Don't shaft us!
Statin urges J'cans to give accurate info in census
Leesha Delatie-Budair (left), deputy director general of Statin, says it is important that people provide accurate and reliable information during the census collection as the quality of what is published is only as good as the information received. Looking on is Carol Coy, director general of Statin. (: Joseph Wellington)

THE Statistical Institute of Jamaica (Statin) is pleading with Jamaicans not to shaft field workers who will this September begin collecting data in the 15th population and housing census, pledging that all data provided will remain "confidential".

"Our census takers will be going out into all communities islandwide. They will be seeking to speak to representatives of each household in Jamaica to collect information; so we don't have to speak to every single member of the household, but we need a responsible member of the household who is knowledgeable enough. For us, it is important that persons provide accurate and reliable information because the quality of what we put out is only as good as what we get," Leesha Delatie-Budair, deputy director general of Statin, told this week's Jamaica Observer Monday Exchange at the newspaper's St Andrew offices.

Pointing out that the census is the only source of information that allows statisticians to drill down to the community level, Delatie-Budair said, "Persons are encouraged to speak to us, give census takers the correct information about your situation; it is important that persons understand that the information you provide for the census is confidential."

The deputy director general noted further that employees are bound by law to protect the information collected.

Statin Director General Carol Coy speaking on Monday at the Jamaica Observer Monday Exchange. (Photo: Joseph Wellington)

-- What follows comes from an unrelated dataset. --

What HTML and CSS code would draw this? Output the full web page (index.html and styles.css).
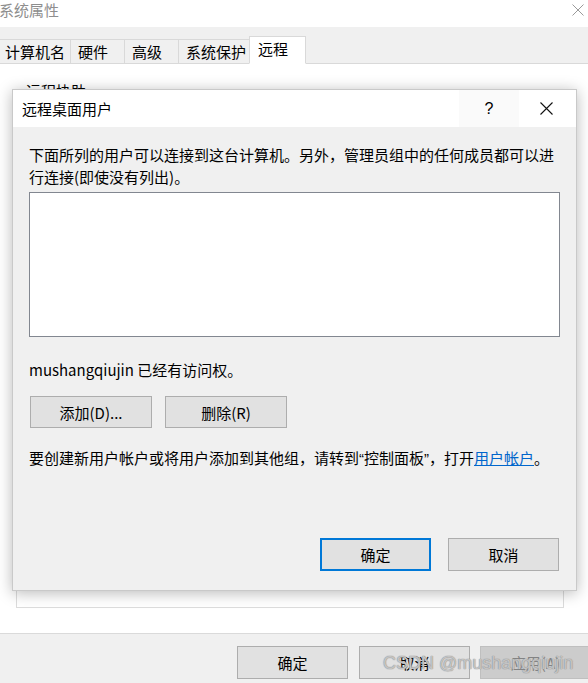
FILE: index.html
```html
<!DOCTYPE html>
<html lang="zh-CN">
<head>
<meta charset="UTF-8" />
<title>系统属性</title>
<link rel="stylesheet" href="styles.css">
</head>
<body>

<div class="window">
  <div class="titlebar">
    <span class="win-title">系统属性</span>
    <svg class="win-close" width="12" height="12" viewBox="0 0 12 12"><path d="M0.5 0.5L11.5 11.5M11.5 0.5L0.5 11.5" stroke="#9a9a9a" stroke-width="1" fill="none"/></svg>
  </div>

  <div class="tabs">
    <div class="tab first wide">计算机名</div>
    <div class="tab">硬件</div>
    <div class="tab">高级</div>
    <div class="tab wide">系统保护</div>
    <div class="tab active">远程</div>
  </div>

  <div class="page">
    <div class="group">
      <span class="legend">远程协助</span>
    </div>
  </div>

  <div class="footer">
    <button class="btn">确定</button>
    <button class="btn">取消</button>
    <button class="btn disabled">应用(A)</button>
  </div>
</div>

<!-- 弹出的对话框 -->
<div class="dialog">
  <div class="dlg-title">
    <span class="dlg-caption">远程桌面用户</span>
    <span class="dlg-help">?</span>
    <svg class="dlg-close" width="13" height="13" viewBox="0 0 13 13"><path d="M0.5 0.5L12.5 12.5M12.5 0.5L0.5 12.5" stroke="#111" stroke-width="1.1" fill="none"/></svg>
  </div>
  <div class="dlg-body">
    <p class="desc">下面所列的用户可以连接到这台计算机。另外，管理员组中的任何成员都可以进行连接(即使没有列出)。</p>
    <div class="listbox"></div>
    <p class="access">mushangqiujin 已经有访问权。</p>
    <div class="row">
      <button class="btn small">添加(D)...</button>
      <button class="btn small">删除(R)</button>
    </div>
    <p class="hint">要创建新用户帐户或将用户添加到其他组，请转到<span class="q">“</span>控制面板<span class="q">”</span>，打开<a href="#">用户帐户</a>。</p>
    <div class="dlg-actions">
      <button class="btn primary">确定</button>
      <button class="btn">取消</button>
    </div>
  </div>
</div>

<div class="watermark">CSDN @mushangqiujin</div>

</body>
</html>
```

FILE: styles.css
```css
* {
  margin: 0; padding: 0; box-sizing: border-box;
}
html, body {
  width: 588px;
  height: 683px;
  overflow: hidden;
  background: #fff;
  font-family: "Noto Sans CJK SC", "Noto Sans", sans-serif;
  font-size: 15px;
  color: #000;
}
.window {
  width: 588px;
  height: 683px;
  display: flex;
  flex-direction: column;
}
.titlebar {
  height: 27px;
  display: flex;
  align-items: center;
  justify-content: space-between;
  padding: 0 4px 8px 0;
}
.win-title {
  color: #8e8e8e;
  line-height: 18px;
  margin-left: -1px;
}
.tabs {
  height: 37px;
  background: #f0f0f0;
  border-bottom: 1px solid #d9d9d9;
  display: flex;
  align-items: flex-end;
}
.tab {
  height: 25px;
  width: 54px;
  padding-left: 7px;
  line-height: 24px;
  border: 1px solid #d9d9d9;
  border-left: none;
  margin-bottom: -1px;
}
.tab.first {
  margin-left: -2px;
}
.tab.wide {
  width: 71px;
}
.tab.first.wide {
  width: 73px;
}
.tab.active {
  background: #fff;
  height: 28px;
  width: 57px;
  padding-left: 8px;
  border-left: 1px solid #d9d9d9;
  margin-left: -1px;
  border-bottom: 1px solid #fff;
}
.page {
  flex: 1;
  background: #fff;
  padding: 27px 24px 25px 16px;
  display: flex;
}
.group {
  flex: 1;
  border: 1px solid #dcdcdc;
  position: relative;
}
.legend {
  position: absolute;
  top: -11px;
  left: 7px;
  background: #fff;
  padding: 0 2px;
  line-height: 20px;
}
.footer {
  height: 50px;
  background: #f0f0f0;
  border-top: 1px solid #dadada;
  display: flex;
  gap: 11px;
  padding: 12px 0 0 237px;
}
.btn {
  font-family: inherit;
  font-size: 15px;
  color: #000;
  width: 111px;
  height: 33px;
  background: #e1e1e1;
  border: 1px solid #adadad;
  flex-shrink: 0;
}
.btn.disabled {
  background: #cccccc;
  border-color: #bfbfbf;
  color: #838383;
  margin-left: -1px;
}
.btn.small {
  width: 122px;
  height: 32px;
}
.btn.primary {
  border: 2px solid #0078d7;
}

.dialog {
  position: absolute;
  left: 12px;
  top: 89px;
  width: 565px;
  height: 502px;
  background: #f0f0f0;
  border: 1px solid #c9c9c9;
  box-shadow: 0 2px 14px rgba(0,0,0,0.28);
  display: flex;
  flex-direction: column;
}
.dlg-title {
  height: 37px;
  background: #fff;
  display: flex;
  align-items: center;
  padding-left: 9px;
}
.dlg-caption {
  flex: 1;
  line-height: 20px;
}
.dlg-help {
  width: 60px;
  height: 37px;
  line-height: 37px;
  text-align: center;
  font-family: "Liberation Sans", sans-serif;
  font-size: 16px;
  background: #fafafa;
  margin-right: 21px;
}
.dlg-close {
  margin-right: 23px;
}
.dlg-body {
  flex: 1;
  padding: 17px 17px 0 16px;
  display: flex;
  flex-direction: column;
}
.desc, .access, .hint {
  line-height: 22px;
  color: #000;
}
.listbox {
  margin-top: 4px;
  width: 531px;
  height: 145px;
  background: #fff;
  border: 1px solid #828790;
}
.access {
  margin-top: 22px;
}
.row {
  display: flex;
  gap: 13px;
  margin-top: 15px;
  padding-left: 1px;
}
.hint {
  margin-top: 19px;
  white-space: nowrap;
}
.hint .q {
  font-family: "Liberation Sans", sans-serif;
}
.hint a {
  color: #0066cc;
  text-decoration: underline;
}
.dlg-actions {
  display: flex;
  justify-content: flex-end;
  gap: 17px;
  margin-top: 68px;
}

.watermark {
  position: absolute;
  left: 383px;
  top: 650px;
  white-space: nowrap;
  font-family: "Liberation Sans", sans-serif;
  font-size: 18px;
  line-height: 26px;
  color: rgba(255,255,255,0.5);
  text-shadow: 0 0 1px #888, 0 0 1px #888;
}
```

"Under the Statistics Act, which pre-dates even the Data Protection Act, you are legally obligated to maintain the confidentiality of the responses collected in the census and for any data collection exercise by Statin. Every employee is bound by this provision and it is legally enforceable. So when the respondents and householder provide us with their information they can rest assured that that information will remain confidential and used only for statistical purposes," Delatie-Budair stated.

Additionally, the Statin deputy director general said information released by the agency is anonymised such that the identity of individuals cannot be ascertained.

"So we tend to put it out in aggregated format or, if we are sharing any data set, it is scrubbed of any identifying information," she assured.

Carol Coy, director general of Statin, in giving further assurances, said individuals prior to being employed as census takers have to take an oath of confidentiality and also sign the Official Secrets Act. She said this confidentiality requirement extends beyond the period individuals are employed to the institute.

"Under the Statistics Act they can be prosecuted for releasing confidential information. Over the years it's something we have never had an issue with. They know the repercussions," Coy said, noting that unlike the United States, Statin does not keep names and other personal data once the necessary details sought have been gleaned.

Additionally, at the agency level, Delatie-Budair said "there are measures implemented to limit exposure, so as a census taker you only have access to those records that you have collected, you can't access somebody else's information".

The exercise will begin after September 12 which has been labelled Census Day and will run until December, Statinofficials have said.